Hospitals In The US Are Using Credit Card Data To Predict People’s Health

Hospitals In The US Are Using Credit Card Data To Predict People’s Health

So, this sounds creepy: Some US hospitals are identifying high-risk patients by buying loads of consumer data (i.e. credit card purchases, store loyalty programs, etc.) and plugging it into algorithms so they can step in before the customer gets sick. According to Bloomberg Businessweek, it’s currently being used by Carolinas HealthCare System, which is using that type of data to survey the health of its two million members.

How does it work? Take, for example, an asthma patient. A hospital would decide how likely a person would arrive in the emergency room by tracking how often they have refilled their medication, if they’re caught buying cigarettes, and if they live in an area with a high pollen county. “The idea is to use Big Data and predictive models to think about population health and drill down to the individual levels,” said Michael Dulin, a chief clinical officer for analytics and outcomes research for the medical network, in the Bloomberg Businessweek report.

The purpose of using a system like this is due to Obamacare, since hospital pay is docked if the US government sees that patients are coming into the emergency room too frequently. Also there’s more of an incentive for medical centres to decrease the number of tests they administer since they’re no longer paid on how many tests they perform. A data-heavy system, in which they can decide what is wrong with a person without administering a number of tests, helps solve that dilemma.
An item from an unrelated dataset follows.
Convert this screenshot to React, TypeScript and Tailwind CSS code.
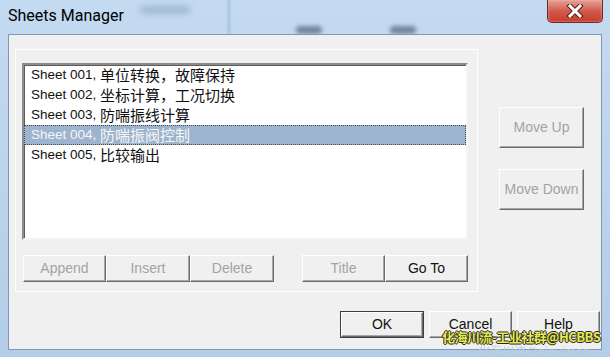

Of course, deploying such an intrusive program doesn’t come without its critics. “It is one thing to have a number I can call if I have a problem or question; it is another thing to get unsolicited phone calls. I don’t like that,” Jorjanne Murry explained to Bloomberg Businessweek, who has Type 1 diabetes and adds she ignores phone calls from her insurer.

And the data brokers, or the companies from where the hospitals buying their information from, acted cagey in regards to what information they sell to US health-care providers. Understandably; the fact that any of it at all is trading hands is disturbing enough. The details could only get worse.